Charles V in Saint-Just. Point of brush in grey on fine oriental paper. 28.6 x 21.2 cm. Signed: “P. Révoil”.

The painter Pierre Révoil was one of the foremost representatives of what later came to be known as the Troubadour style, an influential art movement during French Romanticism. Following initial training at the École gratuite de Dessin in Lyon, undertaken alongside his work as a draughtsman for wallpaper designs, Révoil began his studies under Jacques-Louis David in Paris in 1795 together with Auguste de Forbin and François-Marius Granet and his friend Fleury Richard. Deviating from the neo-classical example set by their teacher, the artist friends eschewed themes from ancient mythology and turned their attention instead to the French Middle Ages and the early modern period. Révoil had started to build a collection of objects from these eras when he was undergoing training in Lyon. This collection soon became popular and he made use of it himself from 1807 during his teaching activities at the École des Beaux-Arts in Lyon.

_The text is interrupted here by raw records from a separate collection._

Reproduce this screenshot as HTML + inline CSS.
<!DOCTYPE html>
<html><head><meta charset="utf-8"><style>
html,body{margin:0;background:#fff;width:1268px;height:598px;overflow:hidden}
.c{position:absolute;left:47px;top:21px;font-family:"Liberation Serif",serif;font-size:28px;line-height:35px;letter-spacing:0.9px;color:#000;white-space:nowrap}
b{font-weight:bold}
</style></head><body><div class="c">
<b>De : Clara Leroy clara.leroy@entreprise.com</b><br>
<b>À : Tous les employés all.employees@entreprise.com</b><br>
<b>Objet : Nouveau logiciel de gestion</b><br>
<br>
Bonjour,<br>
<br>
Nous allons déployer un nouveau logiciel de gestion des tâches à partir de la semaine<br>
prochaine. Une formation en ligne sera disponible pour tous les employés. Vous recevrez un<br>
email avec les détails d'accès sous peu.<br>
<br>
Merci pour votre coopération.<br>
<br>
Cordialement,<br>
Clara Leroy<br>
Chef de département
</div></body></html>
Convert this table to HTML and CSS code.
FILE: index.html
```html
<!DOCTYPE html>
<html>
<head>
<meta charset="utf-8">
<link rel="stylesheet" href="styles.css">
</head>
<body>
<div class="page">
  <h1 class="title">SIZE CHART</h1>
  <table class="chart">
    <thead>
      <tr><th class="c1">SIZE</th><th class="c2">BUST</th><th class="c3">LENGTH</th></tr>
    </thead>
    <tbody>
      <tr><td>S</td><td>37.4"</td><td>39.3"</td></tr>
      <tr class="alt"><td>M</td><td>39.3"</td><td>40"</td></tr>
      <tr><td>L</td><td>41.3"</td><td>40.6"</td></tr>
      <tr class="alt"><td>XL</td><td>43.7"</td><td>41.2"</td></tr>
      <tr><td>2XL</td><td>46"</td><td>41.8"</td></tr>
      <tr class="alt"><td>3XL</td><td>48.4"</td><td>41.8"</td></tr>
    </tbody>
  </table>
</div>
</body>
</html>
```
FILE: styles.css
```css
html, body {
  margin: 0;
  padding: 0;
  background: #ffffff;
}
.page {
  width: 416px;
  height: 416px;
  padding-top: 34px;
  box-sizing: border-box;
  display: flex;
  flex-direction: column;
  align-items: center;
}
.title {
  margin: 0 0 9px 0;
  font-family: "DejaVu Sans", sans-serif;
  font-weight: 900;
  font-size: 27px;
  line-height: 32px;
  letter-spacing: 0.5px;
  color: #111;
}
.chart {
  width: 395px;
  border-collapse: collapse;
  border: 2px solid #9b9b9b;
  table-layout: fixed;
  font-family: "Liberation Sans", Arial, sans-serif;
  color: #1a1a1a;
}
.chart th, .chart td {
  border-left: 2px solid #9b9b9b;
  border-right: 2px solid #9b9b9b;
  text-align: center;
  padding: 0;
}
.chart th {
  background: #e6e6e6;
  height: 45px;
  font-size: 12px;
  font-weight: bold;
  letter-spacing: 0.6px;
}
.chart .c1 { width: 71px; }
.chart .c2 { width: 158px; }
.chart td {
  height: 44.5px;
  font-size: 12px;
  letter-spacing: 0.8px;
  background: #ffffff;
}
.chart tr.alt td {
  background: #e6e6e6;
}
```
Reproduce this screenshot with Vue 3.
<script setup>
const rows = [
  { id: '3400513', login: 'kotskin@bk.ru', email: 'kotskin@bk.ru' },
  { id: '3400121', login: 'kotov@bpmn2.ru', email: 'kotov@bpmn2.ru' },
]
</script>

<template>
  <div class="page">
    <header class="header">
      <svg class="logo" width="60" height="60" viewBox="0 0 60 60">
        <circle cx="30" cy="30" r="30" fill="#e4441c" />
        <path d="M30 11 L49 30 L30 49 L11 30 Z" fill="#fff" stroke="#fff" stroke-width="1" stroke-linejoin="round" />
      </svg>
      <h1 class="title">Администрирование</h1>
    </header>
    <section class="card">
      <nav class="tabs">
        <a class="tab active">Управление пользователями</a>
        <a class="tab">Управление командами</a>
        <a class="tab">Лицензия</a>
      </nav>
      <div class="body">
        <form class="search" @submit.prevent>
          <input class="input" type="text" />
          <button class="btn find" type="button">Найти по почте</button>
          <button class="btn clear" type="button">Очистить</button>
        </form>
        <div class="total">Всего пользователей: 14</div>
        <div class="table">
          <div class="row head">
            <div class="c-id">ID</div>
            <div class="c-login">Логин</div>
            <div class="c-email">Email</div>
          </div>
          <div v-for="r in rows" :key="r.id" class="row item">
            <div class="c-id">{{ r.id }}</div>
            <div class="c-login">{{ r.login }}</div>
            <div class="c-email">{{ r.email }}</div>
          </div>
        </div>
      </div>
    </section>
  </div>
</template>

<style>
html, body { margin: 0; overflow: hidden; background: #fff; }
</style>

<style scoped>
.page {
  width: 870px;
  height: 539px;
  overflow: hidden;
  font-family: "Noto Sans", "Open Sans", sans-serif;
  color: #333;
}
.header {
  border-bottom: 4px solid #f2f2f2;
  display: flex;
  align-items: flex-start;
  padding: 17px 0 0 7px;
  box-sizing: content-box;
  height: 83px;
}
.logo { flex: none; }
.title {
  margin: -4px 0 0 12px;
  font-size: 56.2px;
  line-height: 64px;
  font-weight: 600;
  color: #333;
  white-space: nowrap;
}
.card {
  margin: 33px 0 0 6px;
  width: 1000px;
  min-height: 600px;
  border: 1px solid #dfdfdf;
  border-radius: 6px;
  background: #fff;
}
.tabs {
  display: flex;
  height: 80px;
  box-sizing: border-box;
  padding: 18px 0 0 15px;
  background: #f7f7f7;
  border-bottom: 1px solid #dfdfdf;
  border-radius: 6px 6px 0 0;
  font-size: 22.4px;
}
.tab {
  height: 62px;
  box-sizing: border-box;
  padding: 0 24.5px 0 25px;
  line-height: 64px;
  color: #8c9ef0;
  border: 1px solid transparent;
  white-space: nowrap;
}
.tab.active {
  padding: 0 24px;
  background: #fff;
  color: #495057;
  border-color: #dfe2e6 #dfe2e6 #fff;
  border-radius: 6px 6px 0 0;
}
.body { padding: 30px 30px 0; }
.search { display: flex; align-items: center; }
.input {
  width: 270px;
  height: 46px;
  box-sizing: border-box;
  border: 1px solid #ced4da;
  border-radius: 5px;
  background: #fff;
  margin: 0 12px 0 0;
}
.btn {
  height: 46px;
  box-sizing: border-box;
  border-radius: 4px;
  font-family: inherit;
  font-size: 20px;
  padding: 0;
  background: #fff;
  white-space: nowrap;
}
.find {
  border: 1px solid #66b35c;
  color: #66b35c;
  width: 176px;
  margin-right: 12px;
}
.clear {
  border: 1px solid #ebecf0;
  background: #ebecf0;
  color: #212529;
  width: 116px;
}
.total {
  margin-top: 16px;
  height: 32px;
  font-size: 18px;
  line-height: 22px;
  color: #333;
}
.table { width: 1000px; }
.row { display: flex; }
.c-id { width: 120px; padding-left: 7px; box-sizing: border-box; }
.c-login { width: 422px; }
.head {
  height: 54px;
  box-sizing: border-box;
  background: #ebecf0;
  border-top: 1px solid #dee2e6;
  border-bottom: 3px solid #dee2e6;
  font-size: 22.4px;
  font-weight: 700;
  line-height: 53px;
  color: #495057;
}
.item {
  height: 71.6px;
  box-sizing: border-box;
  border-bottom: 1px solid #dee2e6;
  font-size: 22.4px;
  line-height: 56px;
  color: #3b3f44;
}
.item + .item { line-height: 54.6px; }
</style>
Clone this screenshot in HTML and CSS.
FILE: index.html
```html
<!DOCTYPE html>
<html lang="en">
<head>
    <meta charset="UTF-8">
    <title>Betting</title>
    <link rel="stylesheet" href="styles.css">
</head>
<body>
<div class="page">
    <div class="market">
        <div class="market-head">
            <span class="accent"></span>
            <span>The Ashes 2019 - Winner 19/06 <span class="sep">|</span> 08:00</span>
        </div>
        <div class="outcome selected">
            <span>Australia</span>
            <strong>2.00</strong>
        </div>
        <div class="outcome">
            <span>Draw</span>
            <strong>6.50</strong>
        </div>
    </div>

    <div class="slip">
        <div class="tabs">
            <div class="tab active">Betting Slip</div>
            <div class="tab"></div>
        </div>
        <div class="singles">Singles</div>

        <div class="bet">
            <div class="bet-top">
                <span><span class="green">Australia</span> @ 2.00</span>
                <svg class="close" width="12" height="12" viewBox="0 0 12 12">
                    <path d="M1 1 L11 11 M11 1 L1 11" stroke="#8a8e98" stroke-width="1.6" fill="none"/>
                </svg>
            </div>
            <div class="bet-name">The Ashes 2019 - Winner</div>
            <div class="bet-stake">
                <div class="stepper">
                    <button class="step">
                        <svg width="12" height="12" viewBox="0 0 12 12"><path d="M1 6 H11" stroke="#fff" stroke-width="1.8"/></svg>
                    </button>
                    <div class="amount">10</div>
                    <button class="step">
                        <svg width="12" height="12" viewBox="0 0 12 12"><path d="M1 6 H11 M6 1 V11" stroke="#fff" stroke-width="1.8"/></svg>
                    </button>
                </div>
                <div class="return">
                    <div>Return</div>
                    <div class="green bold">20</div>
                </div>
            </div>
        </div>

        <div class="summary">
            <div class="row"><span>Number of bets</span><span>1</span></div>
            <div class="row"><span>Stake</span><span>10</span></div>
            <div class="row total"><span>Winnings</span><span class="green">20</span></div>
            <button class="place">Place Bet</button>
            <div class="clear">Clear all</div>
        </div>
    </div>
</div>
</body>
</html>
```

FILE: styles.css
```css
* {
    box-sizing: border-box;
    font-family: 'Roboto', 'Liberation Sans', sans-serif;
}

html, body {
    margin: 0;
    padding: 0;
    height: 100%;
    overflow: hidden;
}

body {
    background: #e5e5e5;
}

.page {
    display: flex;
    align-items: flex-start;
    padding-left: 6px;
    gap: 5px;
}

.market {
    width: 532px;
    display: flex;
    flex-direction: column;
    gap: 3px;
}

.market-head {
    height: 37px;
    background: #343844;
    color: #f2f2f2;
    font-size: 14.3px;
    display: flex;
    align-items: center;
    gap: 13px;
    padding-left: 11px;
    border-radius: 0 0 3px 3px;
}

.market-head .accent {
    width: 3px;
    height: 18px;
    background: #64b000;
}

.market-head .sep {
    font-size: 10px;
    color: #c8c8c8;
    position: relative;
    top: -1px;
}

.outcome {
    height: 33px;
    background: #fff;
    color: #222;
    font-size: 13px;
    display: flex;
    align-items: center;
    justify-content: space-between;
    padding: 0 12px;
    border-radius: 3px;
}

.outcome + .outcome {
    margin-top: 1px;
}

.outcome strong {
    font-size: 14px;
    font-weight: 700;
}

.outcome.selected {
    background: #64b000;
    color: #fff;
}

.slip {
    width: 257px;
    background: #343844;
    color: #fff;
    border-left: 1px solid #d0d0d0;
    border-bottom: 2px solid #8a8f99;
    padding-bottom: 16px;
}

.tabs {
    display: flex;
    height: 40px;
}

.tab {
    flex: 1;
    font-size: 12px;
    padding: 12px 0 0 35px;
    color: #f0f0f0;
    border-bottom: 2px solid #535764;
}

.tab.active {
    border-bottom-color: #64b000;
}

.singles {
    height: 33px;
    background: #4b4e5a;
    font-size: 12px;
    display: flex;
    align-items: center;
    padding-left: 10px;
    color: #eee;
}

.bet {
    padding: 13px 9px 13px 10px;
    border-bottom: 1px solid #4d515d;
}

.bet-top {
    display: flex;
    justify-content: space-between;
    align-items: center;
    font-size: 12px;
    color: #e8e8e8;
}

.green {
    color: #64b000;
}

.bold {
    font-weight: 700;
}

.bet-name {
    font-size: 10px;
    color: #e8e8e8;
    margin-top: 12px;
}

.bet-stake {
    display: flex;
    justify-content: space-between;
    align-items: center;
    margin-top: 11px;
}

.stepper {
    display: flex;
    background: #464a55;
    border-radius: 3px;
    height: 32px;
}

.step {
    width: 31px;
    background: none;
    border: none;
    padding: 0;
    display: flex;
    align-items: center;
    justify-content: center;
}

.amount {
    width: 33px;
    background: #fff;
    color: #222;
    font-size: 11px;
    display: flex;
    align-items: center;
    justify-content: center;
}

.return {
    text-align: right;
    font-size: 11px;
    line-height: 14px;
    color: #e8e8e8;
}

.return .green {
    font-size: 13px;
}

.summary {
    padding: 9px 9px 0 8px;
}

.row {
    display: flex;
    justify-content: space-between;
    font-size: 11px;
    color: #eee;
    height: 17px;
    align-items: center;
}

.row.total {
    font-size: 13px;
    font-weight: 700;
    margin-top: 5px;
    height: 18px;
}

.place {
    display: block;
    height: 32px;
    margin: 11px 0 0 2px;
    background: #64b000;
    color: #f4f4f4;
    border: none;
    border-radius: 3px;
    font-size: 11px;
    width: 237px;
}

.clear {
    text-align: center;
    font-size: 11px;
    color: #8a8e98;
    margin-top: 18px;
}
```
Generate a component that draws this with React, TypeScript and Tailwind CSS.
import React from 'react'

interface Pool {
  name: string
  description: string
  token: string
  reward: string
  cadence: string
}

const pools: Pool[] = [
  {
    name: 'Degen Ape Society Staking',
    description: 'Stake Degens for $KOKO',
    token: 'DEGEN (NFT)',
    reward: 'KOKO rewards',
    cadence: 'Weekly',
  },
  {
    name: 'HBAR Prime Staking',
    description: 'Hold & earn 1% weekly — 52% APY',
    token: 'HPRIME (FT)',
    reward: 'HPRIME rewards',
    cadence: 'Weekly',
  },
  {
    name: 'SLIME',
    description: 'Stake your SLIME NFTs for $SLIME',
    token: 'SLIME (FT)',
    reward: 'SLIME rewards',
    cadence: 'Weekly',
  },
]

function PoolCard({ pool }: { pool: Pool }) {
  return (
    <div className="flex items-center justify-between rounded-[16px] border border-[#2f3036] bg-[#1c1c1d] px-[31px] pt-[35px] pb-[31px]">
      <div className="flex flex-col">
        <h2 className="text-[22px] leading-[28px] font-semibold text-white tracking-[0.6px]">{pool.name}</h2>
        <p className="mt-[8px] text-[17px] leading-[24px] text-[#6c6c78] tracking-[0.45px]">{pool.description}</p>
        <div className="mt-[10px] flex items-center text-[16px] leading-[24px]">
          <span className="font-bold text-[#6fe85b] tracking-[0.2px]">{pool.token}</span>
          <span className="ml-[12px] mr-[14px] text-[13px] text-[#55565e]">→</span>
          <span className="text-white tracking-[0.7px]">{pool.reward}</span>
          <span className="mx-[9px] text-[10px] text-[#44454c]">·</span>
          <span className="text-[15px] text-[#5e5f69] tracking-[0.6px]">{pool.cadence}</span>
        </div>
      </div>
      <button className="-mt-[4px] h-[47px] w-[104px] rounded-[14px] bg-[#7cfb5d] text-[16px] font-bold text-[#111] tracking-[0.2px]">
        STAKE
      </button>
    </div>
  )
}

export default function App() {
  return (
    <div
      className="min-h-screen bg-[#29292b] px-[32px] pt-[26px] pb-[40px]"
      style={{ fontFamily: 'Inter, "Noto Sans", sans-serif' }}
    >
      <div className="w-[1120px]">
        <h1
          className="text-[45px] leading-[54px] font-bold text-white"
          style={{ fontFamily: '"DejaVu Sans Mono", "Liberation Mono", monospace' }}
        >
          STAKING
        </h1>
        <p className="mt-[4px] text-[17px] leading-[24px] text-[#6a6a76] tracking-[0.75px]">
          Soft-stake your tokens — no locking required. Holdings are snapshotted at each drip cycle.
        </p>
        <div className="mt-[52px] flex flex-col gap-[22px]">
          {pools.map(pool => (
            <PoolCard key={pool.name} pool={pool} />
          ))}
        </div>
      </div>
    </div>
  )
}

As was the case in similar historical painting movements in other European countries at the time of the Restoration, the painters of the Troubadour style endeavoured to give visual expression in their works to Christian and monarchist ideals of national history. The paintings and drawings of these artists reveal an orientation towards 17th century Dutch painting in both their treatment of colour and light and an extremely refined technical finish, the beau fini (see Eveline Deneer, Between Dou and David: the importance of seventeenth-century Dutch art to troubadour painting in France, 1790–1830, in: Simiolus, vol. 35.2011, 3/4, Apeldoorn 2012, pp. 218–236).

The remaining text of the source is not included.